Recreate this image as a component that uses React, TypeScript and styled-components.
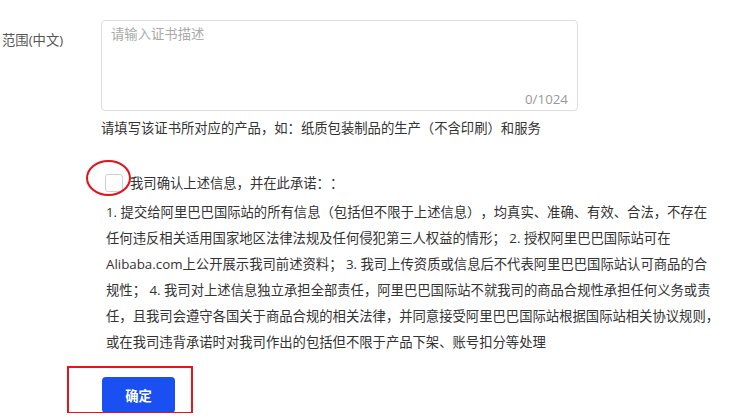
import styled, { createGlobalStyle } from 'styled-components';

const GlobalStyle = createGlobalStyle`
	html, body {
		margin: 0;
		background: #fff;
	}

	body {
		font-family: 'Open Sans', 'Noto Sans CJK SC', sans-serif;
		font-size: 13.33px;
		color: #333;
		text-spacing-trim: space-all;
	}
`;

const Page = styled.div`
	display: flex;
	flex-direction: column;
	padding: 20px 0 0 2px;
`;

const FormRow = styled.div`
	display: flex;
	align-items: flex-start;
`;

const Label = styled.div`
	width: 99px;
	padding-top: 10px;
	line-height: 20px;
	color: #555;
`;

const Field = styled.div`
	display: flex;
	flex-direction: column;
	width: 477px;
`;

const TextAreaBox = styled.div`
	position: relative;
	box-sizing: border-box;
	height: 91px;
	border: 1px solid #dedede;
	border-radius: 4px;
`;

const TextArea = styled.textarea`
	box-sizing: border-box;
	width: 100%;
	height: 100%;
	padding: 3px 9px;
	border: none;
	outline: none;
	resize: none;
	background: transparent;
	font: inherit;
	line-height: 20px;
	color: #333;

	&::placeholder {
		color: #aaa;
	}
`;

const Counter = styled.span`
	position: absolute;
	right: 9px;
	bottom: 1px;
	line-height: 20px;
	color: #999;
`;

const Hint = styled.div`
	margin-top: 7px;
	height: 20px;
	line-height: 20px;
	color: #333;
`;

const Agreement = styled.div`
	margin: 36px 0 0 103px;
`;

const CheckRow = styled.label`
	display: flex;
	align-items: center;
	gap: 7px;
	height: 18px;
	line-height: 20px;
`;

const Marked = styled.span`
	position: relative;
	display: inline-flex;
`;

const Checkbox = styled.span`
	box-sizing: border-box;
	width: 18px;
	height: 18px;
	border: 1px solid #d0d0d0;
	border-radius: 3px;
	background: #fff;
`;

const Ellipse = styled.span`
	position: absolute;
	left: -19px;
	top: -14px;
	width: 45px;
	height: 36px;
	box-sizing: border-box;
	border: 2px solid #e3121b;
	border-radius: 50%;
`;

const Terms = styled.p`
	margin: 7px 0 0 1px;
	width: 614px;
	height: 156px;
	line-height: 26px;
	color: #333;
`;

const Actions = styled.div`
	display: flex;
	margin: 22px 0 0 100px;
`;

const Framed = styled.div`
	position: relative;
`;

const Frame = styled.span`
	position: absolute;
	left: -35px;
	top: -11px;
	right: -18px;
	bottom: -1px;
	border: 2px solid #e8141c;
	pointer-events: none;
`;

const Button = styled.button`
	display: block;
	width: 73px;
	height: 36px;
	padding: 0;
	border: none;
	border-radius: 4px;
	background: #1a4ff2;
	color: #fff;
	font: inherit;
	font-weight: 700;
	cursor: pointer;
`;

const terms =
	'1. 提交给阿里巴巴国际站的所有信息（包括但不限于上述信息），均真实、准确、有效、合法，不存在任何违反相关适用国家地区法律法规及任何侵犯第三人权益的情形； 2. 授权阿里巴巴国际站可在Alibaba.com上公开展示我司前述资料； 3. 我司上传资质或信息后不代表阿里巴巴国际站认可商品的合规性； 4. 我司对上述信息独立承担全部责任，阿里巴巴国际站不就我司的商品合规性承担任何义务或责任，且我司会遵守各国关于商品合规的相关法律，并同意接受阿里巴巴国际站根据国际站相关协议规则，或在我司违背承诺时对我司作出的包括但不限于产品下架、账号扣分等处理';

export default function App() {
	return (
		<>
			<GlobalStyle />
			<Page>
				<FormRow>
					<Label>范围(中文)</Label>
					<Field>
						<TextAreaBox>
							<TextArea placeholder="请输入证书描述" maxLength={1024} />
							<Counter>0/1024</Counter>
						</TextAreaBox>
						<Hint>请填写该证书所对应的产品，如：纸质包装制品的生产（不含印刷）和服务</Hint>
					</Field>
				</FormRow>
				<Agreement>
					<CheckRow>
						<Marked>
							<Checkbox />
							<Ellipse />
						</Marked>
						我司确认上述信息，并在此承诺：：
					</CheckRow>
					<Terms>{terms}</Terms>
				</Agreement>
				<Actions>
					<Framed>
						<Button>确定</Button>
						<Frame />
					</Framed>
				</Actions>
			</Page>
		</>
	);
}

- What the task asks
Repeat the data in full and exactly. Omit pictures.

- Finished exercise
Recreate this image as a component that uses React, TypeScript and styled-components.
import styled, { createGlobalStyle } from 'styled-components';

const GlobalStyle = createGlobalStyle`
	html, body {
		margin: 0;
		background: #fff;
	}

	body {
		font-family: 'Open Sans', 'Noto Sans CJK SC', sans-serif;
		font-size: 13.33px;
		color: #333;
		text-spacing-trim: space-all;
	}
`;

const Page = styled.div`
	display: flex;
	flex-direction: column;
	padding: 20px 0 0 2px;
`;

const FormRow = styled.div`
	display: flex;
	align-items: flex-start;
`;

const Label = styled.div`
	width: 99px;
	padding-top: 10px;
	line-height: 20px;
	color: #555;
`;

const Field = styled.div`
	display: flex;
	flex-direction: column;
	width: 477px;
`;

const TextAreaBox = styled.div`
	position: relative;
	box-sizing: border-box;
	height: 91px;
	border: 1px solid #dedede;
	border-radius: 4px;
`;

const TextArea = styled.textarea`
	box-sizing: border-box;
	width: 100%;
	height: 100%;
	padding: 3px 9px;
	border: none;
	outline: none;
	resize: none;
	background: transparent;
	font: inherit;
	line-height: 20px;
	color: #333;

	&::placeholder {
		color: #aaa;
	}
`;

const Counter = styled.span`
	position: absolute;
	right: 9px;
	bottom: 1px;
	line-height: 20px;
	color: #999;
`;

const Hint = styled.div`
	margin-top: 7px;
	height: 20px;
	line-height: 20px;
	color: #333;
`;

const Agreement = styled.div`
	margin: 36px 0 0 103px;
`;

const CheckRow = styled.label`
	display: flex;
	align-items: center;
	gap: 7px;
	height: 18px;
	line-height: 20px;
`;

const Marked = styled.span`
	position: relative;
	display: inline-flex;
`;

const Checkbox = styled.span`
	box-sizing: border-box;
	width: 18px;
	height: 18px;
	border: 1px solid #d0d0d0;
	border-radius: 3px;
	background: #fff;
`;

const Ellipse = styled.span`
	position: absolute;
	left: -19px;
	top: -14px;
	width: 45px;
	height: 36px;
	box-sizing: border-box;
	border: 2px solid #e3121b;
	border-radius: 50%;
`;

const Terms = styled.p`
	margin: 7px 0 0 1px;
	width: 614px;
	height: 156px;
	line-height: 26px;
	color: #333;
`;

const Actions = styled.div`
	display: flex;
	margin: 22px 0 0 100px;
`;

const Framed = styled.div`
	position: relative;
`;

const Frame = styled.span`
	position: absolute;
	left: -35px;
	top: -11px;
	right: -18px;
	bottom: -1px;
	border: 2px solid #e8141c;
	pointer-events: none;
`;

const Button = styled.button`
	display: block;
	width: 73px;
	height: 36px;
	padding: 0;
	border: none;
	border-radius: 4px;
	background: #1a4ff2;
	color: #fff;
	font: inherit;
	font-weight: 700;
	cursor: pointer;
`;

const terms =
	'1. 提交给阿里巴巴国际站的所有信息（包括但不限于上述信息），均真实、准确、有效、合法，不存在任何违反相关适用国家地区法律法规及任何侵犯第三人权益的情形； 2. 授权阿里巴巴国际站可在Alibaba.com上公开展示我司前述资料； 3. 我司上传资质或信息后不代表阿里巴巴国际站认可商品的合规性； 4. 我司对上述信息独立承担全部责任，阿里巴巴国际站不就我司的商品合规性承担任何义务或责任，且我司会遵守各国关于商品合规的相关法律，并同意接受阿里巴巴国际站根据国际站相关协议规则，或在我司违背承诺时对我司作出的包括但不限于产品下架、账号扣分等处理';

export default function App() {
	return (
		<>
			<GlobalStyle />
			<Page>
				<FormRow>
					<Label>范围(中文)</Label>
					<Field>
						<TextAreaBox>
							<TextArea placeholder="请输入证书描述" maxLength={1024} />
							<Counter>0/1024</Counter>
						</TextAreaBox>
						<Hint>请填写该证书所对应的产品，如：纸质包装制品的生产（不含印刷）和服务</Hint>
					</Field>
				</FormRow>
				<Agreement>
					<CheckRow>
						<Marked>
							<Checkbox />
							<Ellipse />
						</Marked>
						我司确认上述信息，并在此承诺：：
					</CheckRow>
					<Terms>{terms}</Terms>
				</Agreement>
				<Actions>
					<Framed>
						<Button>确定</Button>
						<Frame />
					</Framed>
				</Actions>
			</Page>
		</>
	);
}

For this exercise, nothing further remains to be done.